__Exercise directions__
Copy each line in the data that includes the word "this".

__Information shown__
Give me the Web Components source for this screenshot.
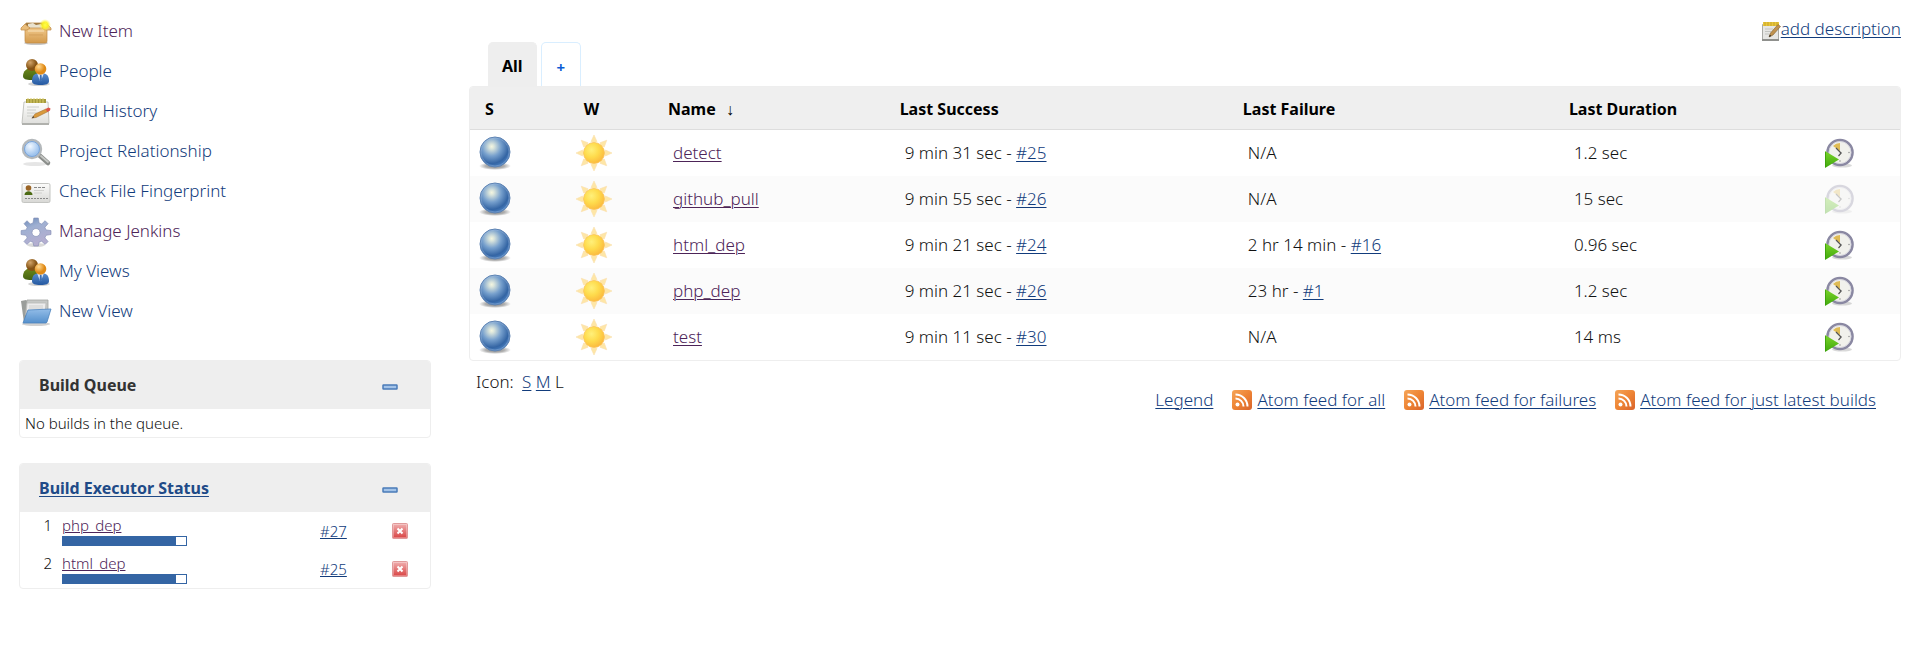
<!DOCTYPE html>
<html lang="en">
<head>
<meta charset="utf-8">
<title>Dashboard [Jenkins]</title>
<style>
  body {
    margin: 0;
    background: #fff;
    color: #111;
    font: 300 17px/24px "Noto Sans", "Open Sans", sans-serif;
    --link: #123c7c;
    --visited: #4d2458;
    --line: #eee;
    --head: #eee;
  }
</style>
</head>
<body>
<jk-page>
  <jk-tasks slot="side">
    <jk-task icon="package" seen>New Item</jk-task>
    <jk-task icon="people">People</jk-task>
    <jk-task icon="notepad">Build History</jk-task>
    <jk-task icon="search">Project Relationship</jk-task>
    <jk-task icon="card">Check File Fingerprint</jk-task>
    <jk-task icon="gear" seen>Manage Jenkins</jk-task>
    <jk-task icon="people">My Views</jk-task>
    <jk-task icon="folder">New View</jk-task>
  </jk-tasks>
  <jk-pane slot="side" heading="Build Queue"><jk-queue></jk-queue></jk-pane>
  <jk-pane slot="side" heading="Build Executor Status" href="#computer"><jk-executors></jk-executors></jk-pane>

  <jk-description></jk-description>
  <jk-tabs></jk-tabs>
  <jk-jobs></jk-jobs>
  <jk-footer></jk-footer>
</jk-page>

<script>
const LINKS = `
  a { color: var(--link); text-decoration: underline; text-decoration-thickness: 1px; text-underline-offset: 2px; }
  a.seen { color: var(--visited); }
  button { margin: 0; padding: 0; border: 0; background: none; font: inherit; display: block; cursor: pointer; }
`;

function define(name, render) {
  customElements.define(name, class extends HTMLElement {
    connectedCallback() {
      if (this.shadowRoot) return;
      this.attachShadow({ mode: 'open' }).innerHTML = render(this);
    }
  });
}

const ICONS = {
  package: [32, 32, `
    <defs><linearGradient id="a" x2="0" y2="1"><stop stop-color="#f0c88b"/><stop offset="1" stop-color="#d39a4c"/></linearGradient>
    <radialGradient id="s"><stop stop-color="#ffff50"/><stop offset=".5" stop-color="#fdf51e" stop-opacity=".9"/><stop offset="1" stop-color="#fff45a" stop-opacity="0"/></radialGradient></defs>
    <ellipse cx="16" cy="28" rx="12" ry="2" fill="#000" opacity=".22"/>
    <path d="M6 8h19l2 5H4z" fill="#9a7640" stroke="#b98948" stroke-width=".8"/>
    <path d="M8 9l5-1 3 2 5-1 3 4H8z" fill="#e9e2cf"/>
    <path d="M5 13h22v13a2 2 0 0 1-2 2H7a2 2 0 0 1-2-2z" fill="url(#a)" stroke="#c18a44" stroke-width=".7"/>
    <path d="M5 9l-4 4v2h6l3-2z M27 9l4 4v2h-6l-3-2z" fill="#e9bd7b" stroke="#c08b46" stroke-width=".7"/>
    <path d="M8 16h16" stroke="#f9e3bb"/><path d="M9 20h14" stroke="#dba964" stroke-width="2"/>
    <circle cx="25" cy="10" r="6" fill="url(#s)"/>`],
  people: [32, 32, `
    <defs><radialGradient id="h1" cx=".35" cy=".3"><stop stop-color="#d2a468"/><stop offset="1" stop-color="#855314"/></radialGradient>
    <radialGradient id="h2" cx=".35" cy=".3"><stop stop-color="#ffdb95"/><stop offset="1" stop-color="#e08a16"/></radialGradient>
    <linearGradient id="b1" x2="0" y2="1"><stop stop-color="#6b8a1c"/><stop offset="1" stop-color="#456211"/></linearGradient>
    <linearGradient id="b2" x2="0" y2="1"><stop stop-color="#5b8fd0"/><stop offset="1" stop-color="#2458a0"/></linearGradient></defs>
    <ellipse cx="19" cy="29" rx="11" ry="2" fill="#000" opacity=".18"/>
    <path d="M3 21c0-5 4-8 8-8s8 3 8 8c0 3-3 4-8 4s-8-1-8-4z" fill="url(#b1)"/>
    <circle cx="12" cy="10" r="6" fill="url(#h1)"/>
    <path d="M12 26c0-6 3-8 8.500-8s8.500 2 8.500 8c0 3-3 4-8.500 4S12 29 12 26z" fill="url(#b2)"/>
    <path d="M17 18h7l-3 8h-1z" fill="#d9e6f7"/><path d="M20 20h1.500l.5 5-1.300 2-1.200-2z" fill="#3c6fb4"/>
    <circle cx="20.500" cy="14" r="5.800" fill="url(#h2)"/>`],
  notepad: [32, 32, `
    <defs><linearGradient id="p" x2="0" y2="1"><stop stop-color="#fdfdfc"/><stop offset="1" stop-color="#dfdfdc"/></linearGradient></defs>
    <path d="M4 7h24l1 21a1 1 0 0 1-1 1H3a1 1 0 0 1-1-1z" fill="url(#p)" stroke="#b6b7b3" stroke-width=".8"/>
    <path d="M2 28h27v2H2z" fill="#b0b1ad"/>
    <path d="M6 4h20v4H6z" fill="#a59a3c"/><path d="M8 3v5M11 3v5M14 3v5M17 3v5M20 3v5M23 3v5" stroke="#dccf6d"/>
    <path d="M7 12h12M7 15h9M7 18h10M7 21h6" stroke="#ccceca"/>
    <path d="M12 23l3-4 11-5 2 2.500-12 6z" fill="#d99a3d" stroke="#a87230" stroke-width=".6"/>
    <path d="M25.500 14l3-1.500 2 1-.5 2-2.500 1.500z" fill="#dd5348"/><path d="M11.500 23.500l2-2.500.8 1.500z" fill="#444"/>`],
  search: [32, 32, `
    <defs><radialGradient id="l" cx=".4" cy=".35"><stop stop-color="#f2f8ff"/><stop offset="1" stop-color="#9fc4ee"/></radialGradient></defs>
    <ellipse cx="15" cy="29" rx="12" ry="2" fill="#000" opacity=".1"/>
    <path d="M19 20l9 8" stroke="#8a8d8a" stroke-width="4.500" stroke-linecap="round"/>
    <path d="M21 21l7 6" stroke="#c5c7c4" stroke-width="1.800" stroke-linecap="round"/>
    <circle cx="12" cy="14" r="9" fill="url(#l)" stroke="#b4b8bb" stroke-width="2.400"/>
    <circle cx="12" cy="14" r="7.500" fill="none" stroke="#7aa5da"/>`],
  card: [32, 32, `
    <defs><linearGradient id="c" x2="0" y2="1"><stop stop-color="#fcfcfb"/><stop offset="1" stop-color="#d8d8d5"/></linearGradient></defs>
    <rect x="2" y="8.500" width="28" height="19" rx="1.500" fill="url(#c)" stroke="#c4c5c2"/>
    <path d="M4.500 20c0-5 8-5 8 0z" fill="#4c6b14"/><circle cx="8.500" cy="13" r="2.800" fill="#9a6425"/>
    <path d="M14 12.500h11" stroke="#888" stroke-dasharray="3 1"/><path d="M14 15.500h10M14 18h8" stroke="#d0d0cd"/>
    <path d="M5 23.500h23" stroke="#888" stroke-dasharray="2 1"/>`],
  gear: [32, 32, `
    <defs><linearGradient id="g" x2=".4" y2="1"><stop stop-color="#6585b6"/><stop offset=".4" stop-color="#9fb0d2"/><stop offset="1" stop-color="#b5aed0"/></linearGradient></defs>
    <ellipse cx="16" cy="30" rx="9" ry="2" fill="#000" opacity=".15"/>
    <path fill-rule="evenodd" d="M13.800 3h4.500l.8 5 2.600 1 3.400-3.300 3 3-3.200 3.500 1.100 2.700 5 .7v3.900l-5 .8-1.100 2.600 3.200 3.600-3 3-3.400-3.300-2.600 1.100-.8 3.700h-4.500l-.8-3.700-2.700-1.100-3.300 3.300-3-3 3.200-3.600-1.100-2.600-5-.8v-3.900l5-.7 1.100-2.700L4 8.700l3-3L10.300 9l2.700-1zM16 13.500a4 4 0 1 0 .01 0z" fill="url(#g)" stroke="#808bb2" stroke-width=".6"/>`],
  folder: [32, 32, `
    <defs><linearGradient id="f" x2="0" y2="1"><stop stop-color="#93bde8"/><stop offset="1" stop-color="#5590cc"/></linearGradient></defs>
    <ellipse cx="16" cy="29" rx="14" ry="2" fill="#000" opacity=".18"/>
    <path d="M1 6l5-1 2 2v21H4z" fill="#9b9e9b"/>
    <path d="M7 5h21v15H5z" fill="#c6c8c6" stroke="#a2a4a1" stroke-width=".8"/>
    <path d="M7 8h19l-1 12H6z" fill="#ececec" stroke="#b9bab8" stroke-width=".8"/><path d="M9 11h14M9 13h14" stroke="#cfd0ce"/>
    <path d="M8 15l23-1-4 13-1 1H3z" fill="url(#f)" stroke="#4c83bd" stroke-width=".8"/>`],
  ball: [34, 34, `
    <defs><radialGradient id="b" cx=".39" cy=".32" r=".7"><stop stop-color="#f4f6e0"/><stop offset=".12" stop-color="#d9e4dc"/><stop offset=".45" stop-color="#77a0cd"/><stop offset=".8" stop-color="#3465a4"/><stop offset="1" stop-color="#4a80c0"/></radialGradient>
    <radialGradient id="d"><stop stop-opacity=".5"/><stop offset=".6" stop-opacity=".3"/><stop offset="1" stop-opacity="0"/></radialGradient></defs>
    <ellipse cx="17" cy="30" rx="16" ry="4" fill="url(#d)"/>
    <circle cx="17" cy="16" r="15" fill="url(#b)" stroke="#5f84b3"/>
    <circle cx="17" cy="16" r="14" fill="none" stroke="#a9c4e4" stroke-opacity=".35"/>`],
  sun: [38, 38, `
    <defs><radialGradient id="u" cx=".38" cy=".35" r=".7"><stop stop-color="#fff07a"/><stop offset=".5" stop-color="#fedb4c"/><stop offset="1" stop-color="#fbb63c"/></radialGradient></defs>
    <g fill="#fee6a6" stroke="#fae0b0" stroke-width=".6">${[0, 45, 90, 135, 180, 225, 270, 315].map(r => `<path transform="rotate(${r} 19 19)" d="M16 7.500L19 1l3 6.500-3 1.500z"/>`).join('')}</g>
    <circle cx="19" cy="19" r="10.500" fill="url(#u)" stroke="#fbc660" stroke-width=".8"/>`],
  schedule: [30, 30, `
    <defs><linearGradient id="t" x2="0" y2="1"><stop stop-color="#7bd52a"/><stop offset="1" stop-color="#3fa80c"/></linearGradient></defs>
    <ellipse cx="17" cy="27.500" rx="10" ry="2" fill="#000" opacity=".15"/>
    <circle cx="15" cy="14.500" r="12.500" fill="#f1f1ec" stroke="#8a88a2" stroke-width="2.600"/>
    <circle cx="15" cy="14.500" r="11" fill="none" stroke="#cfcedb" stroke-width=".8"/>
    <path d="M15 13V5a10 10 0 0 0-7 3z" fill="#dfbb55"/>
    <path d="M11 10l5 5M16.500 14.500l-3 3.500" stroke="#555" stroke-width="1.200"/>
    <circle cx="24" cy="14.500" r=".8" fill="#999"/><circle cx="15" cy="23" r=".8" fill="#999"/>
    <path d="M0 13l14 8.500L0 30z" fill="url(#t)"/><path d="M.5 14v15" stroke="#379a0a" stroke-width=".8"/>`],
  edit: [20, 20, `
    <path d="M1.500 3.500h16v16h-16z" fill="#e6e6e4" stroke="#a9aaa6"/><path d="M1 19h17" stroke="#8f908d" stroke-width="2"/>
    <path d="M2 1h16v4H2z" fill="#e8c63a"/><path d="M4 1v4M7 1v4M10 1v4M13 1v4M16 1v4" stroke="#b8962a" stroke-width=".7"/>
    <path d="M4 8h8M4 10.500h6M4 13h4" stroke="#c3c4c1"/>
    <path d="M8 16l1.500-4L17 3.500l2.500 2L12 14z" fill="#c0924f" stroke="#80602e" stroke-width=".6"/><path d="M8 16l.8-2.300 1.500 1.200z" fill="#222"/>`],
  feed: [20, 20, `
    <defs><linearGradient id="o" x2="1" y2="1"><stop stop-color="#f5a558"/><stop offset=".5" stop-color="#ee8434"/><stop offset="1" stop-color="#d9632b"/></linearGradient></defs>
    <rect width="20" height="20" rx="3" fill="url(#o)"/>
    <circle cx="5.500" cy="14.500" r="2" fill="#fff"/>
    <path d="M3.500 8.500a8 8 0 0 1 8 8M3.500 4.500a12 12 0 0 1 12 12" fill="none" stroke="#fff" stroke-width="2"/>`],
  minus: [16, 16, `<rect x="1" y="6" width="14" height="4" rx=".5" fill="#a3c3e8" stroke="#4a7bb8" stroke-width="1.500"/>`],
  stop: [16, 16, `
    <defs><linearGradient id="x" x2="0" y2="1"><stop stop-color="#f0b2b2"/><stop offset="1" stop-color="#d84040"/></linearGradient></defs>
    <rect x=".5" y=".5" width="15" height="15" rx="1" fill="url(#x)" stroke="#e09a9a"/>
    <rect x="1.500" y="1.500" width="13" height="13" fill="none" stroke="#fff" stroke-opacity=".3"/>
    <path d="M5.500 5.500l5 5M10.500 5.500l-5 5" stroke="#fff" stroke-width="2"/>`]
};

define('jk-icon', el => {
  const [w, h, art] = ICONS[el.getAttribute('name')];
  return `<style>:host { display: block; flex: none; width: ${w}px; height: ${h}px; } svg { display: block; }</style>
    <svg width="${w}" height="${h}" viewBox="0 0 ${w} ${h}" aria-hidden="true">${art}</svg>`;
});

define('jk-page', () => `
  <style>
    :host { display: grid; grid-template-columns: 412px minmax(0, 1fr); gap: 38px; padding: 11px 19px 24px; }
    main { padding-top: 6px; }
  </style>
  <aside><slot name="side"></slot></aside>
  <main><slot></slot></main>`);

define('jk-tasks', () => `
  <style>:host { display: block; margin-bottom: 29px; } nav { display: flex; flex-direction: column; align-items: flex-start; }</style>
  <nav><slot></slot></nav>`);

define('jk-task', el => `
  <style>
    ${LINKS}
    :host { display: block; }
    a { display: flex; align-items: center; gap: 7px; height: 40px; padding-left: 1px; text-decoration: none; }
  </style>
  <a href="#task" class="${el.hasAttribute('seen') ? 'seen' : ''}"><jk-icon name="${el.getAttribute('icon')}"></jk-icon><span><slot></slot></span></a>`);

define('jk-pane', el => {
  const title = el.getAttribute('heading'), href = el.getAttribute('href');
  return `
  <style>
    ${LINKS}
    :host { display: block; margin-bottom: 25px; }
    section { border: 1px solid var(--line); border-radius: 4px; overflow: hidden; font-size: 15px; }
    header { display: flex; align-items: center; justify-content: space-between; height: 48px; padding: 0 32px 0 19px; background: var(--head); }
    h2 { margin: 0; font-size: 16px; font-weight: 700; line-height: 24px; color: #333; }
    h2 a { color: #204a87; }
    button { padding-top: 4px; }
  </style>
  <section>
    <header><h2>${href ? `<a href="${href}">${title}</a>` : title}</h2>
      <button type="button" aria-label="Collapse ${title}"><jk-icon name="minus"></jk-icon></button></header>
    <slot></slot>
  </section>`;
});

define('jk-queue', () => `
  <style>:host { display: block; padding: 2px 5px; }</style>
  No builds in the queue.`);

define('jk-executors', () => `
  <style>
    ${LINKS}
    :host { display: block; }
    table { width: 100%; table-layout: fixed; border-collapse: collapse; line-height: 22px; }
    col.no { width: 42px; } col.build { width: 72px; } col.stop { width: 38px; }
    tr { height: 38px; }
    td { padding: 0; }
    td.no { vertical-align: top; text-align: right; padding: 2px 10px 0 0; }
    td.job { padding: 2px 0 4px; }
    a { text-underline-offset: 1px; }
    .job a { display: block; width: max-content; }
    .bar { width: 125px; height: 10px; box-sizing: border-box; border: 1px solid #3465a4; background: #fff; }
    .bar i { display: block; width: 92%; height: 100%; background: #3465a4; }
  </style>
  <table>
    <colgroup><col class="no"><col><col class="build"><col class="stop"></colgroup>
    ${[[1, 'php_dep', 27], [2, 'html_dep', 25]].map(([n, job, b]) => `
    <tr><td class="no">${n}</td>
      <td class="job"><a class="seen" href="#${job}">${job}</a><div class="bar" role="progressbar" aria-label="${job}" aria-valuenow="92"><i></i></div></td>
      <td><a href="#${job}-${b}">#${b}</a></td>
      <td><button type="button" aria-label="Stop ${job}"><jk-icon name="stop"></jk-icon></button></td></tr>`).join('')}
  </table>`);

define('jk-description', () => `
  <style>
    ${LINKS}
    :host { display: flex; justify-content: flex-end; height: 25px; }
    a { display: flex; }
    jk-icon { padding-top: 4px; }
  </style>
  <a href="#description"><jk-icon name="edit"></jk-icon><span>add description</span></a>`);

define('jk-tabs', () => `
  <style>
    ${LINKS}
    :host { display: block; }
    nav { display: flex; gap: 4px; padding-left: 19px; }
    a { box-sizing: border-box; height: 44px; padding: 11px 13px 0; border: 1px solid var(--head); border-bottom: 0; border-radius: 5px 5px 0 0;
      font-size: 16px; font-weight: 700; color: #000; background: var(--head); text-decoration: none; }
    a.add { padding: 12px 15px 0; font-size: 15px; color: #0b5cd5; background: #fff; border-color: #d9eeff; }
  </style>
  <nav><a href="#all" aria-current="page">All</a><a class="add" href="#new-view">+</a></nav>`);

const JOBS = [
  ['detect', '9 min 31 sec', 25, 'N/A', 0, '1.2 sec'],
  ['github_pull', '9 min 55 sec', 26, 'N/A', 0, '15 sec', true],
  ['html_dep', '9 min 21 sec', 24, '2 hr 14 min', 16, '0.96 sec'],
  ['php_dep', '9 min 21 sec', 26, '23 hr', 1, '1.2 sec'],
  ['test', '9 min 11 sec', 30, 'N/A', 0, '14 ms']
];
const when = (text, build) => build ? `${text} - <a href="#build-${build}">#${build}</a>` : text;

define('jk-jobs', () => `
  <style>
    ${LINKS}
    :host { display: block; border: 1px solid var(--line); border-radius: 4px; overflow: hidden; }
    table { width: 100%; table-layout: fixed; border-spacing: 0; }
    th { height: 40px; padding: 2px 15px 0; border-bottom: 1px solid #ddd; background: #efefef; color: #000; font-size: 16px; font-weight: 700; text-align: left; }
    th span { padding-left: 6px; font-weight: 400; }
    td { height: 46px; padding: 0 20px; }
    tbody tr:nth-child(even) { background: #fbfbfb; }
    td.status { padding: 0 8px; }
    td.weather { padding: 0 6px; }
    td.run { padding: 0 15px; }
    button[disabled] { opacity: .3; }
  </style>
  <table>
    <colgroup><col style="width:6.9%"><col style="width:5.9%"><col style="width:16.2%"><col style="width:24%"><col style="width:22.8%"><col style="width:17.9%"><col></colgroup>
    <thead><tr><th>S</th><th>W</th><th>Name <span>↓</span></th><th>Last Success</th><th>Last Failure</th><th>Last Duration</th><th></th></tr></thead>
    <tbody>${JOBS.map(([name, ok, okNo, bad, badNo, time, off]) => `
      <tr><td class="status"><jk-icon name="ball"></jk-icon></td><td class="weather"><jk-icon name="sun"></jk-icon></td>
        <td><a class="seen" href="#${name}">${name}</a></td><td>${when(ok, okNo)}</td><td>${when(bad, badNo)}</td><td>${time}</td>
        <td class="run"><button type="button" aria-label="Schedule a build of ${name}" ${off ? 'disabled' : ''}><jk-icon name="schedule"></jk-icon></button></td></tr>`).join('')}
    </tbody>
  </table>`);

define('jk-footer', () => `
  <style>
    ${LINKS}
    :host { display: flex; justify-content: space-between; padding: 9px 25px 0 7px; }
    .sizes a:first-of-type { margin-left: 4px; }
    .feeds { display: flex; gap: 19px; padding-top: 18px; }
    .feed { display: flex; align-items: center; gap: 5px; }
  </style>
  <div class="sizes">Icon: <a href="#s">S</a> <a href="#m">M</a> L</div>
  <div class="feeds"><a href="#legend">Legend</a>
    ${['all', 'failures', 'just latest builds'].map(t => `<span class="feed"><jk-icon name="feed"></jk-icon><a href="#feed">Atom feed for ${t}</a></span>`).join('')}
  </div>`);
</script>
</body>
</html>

__The reply__
Give me the Web Components source for this screenshot.
      if (this.shadowRoot) return;
      this.attachShadow({ mode: 'open' }).innerHTML = render(this);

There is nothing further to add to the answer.